Посреди этого грохота войны и еще не остывшего пыла Нея и Мюрата, Наполеон оставался прежним, с ослабевшим голосом и вялой походкой. Но вид русских, свист их пуль и ядер воодушевили его; он приблизился к их позиции и выразил желание отнять ее; тогда Мюрат, указывая ему на нашу почти совсем разбитую армию, заявил, что для этого потребуется гвардия, на что Бессьер, по своему обыкновенно, не упускавши случая отстаивать это отборное войско, в виде возражения, указал на расстояние, отделявшее от нас неприятельские укрепления, прибавив, что между Наполеоном и Францией простирается целая Европа и потому необходимо сохранить хотя эту горсть солдат, на которую император мог бы рассчитывать. И так как было уже около пяти часов, Бертье в свою очередь заметил, что слишком поздно, и неприятель укрепился на своей последней позиции и что пришлось бы еще пожертвовать не одной тысячей человек, не добившись удовлетворительного исхода нападения. Тогда император лишь посоветовал победителям соблюдать осторожность. Потом он вернулся, по–прежнему шагом, к своим палаткам, расположенным позади, отнятой два дня тому назад батареи, перед которой он оставался с самого утра почти безучастным свидетелем всех превратностей этого ужасного дня».

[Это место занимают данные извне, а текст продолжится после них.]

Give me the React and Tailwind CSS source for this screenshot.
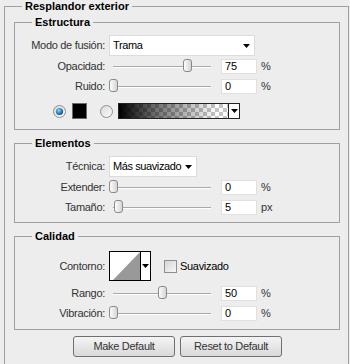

«По дороге он подозвал Мортье и дал ему приказ о выступлении молодой гвардии, но с тем, чтобы она ни в каком случае не переходила оврага, отделяющего их от неприятеля. Он прибавил, что уполномочиваете его охранять поле сражения и принять для этого все нужные меры, и этим только и ограничиться».

«Вскоре он подозвал его снова, спрашивая хорошо ли он понял приказание, и, повторяя свое запрещение вступать в бой, настойчиво предписал охранять поле битвы. Через час он опять послал повторить приказание: ни в каком случае не выступать и не отступать».

«Когда он остался в своей палатке, к его физическому упадку присоединилась большая душевная скорбь. Он только что видел поле битвы, это место говорило красноречивее людей, победа, столь желанная, купленная столь дорогою ценой, не была полной. Он ли, исчерпывавший прежде свой успех до конца, он ли теперь так холодно и безучастно отнесся к высшим милостям, посланным ему судьбою»?

«Правда, потери были громадны и не соответствовали результату: каждый около него оплакивал друга, родственника, брата, потому что жребий упал на самых избранных. Было убито и ранено сорок три генерала. Какой траур в Париже, какое торжество для его врагов! Во всей армии вплоть до его палатки его победа молчалива, сумрачна, одинока, даже не слышно лести»!

«Те, кого он позвал, Дюма, Дарю, слушали его, молча, но их молчание, их позы, их опущенные глаза говорили достаточно».

«На другой день до полудня армия оставалась в бездействии или вернее можно было бы подумать, что армии больше не было, а оставался один авангард, так как остальные рассеялись по полю битвы, чтобы подбирать раненых. Их насчитывалось двадцать тысяч. Их переносили за два лье от поля битвы в Колоцкий монастырь».

«Лейб-хирург Ларрэ собрал фельдшеров со всех полков, подоспели походные госпитали, но всего этого было недостаточно. Впоследствии он жаловался в печатной реляции, что ему не было предоставлено ни одного отряда для того, чтобы раздобыть на этот случай в соседних селениях предметы первой необходимости».

«Император объезжал поле битвы; еще ни разу место сражения не являло собой такого ужасного зрелища. Все соответствовало этому ужасу: мрачное небо, холодный дождь, порывистый ветер, испепеленные жилища, изборожденная долина, покрытая развалинами и обломками; на горизонта сумрачно и печально зеленели деревья севера; повсюду среди трупов бродили солдаты, отыскивая себе пищу, далее в сумках своих погибших товарищей; раны воинов были страшны, потому что русские пули крупнее наших; бивуаки безмолвствовали, не слышно было ни пения, ни разговоров – суровая тишина»!

Наполеон впоследствии говорил: «из 50 сражений, данных мною, самое ужасное Бородинское, французы показали себя в нем достойными одержать победу, а русские стяжали право считаться “непобедимыми”.

Кутузов в донесены Императору Александру не хвалился победою, но говорил, что баталия 26 августа была самая кровопролитная из всех, который в новейших временах известны, что неприятель с превосходными силами не выиграл ни шага земли.

По окончании сражения Кутузов приказал было укрепиться, чтобы продолжать бой на следующий день, но в полночь, не желая подвергать свою армию еще большим потерям, приказал отступать.